EXERCISE: Find the word "page" in the listing; pull out each line holding it.

DATASET EXCERPT:
----------

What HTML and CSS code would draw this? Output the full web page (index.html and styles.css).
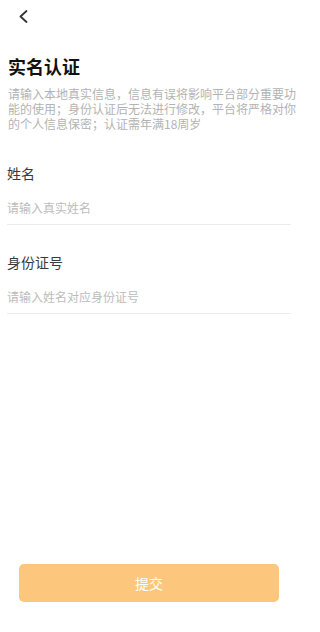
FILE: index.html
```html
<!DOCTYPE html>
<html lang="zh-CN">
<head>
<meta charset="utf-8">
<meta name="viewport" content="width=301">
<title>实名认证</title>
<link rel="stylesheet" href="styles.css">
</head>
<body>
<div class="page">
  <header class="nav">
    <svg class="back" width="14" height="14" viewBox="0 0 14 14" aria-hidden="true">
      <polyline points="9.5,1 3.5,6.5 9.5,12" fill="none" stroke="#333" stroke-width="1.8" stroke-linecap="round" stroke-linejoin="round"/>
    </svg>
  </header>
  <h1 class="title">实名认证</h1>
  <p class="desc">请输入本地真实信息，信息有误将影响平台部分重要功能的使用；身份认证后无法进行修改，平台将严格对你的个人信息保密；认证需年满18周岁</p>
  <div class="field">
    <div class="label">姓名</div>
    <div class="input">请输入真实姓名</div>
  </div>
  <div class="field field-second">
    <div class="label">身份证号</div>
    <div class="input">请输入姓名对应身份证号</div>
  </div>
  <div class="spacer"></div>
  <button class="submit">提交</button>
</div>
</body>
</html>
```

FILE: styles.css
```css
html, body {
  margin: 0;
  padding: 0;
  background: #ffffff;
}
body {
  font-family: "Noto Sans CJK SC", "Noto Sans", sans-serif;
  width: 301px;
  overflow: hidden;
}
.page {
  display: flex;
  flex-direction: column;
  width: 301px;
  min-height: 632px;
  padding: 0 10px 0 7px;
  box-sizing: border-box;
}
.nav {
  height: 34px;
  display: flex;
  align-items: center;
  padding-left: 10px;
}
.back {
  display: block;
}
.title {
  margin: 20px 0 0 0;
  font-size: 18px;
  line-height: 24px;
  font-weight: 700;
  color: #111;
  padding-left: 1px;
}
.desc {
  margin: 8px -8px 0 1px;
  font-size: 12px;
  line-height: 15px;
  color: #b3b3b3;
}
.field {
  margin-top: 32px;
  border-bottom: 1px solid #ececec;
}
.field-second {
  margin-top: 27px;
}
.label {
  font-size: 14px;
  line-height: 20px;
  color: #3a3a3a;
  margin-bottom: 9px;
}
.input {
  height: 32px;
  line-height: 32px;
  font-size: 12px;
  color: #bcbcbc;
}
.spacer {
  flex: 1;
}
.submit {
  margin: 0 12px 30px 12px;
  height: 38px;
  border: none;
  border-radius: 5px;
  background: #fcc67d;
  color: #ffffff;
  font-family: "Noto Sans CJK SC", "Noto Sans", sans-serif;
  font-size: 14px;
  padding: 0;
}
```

----------

RESPONSE TO THE EXERCISE:
What HTML and CSS code would draw this? Output the full web page (index.html and styles.css).
<div class="page">
.page {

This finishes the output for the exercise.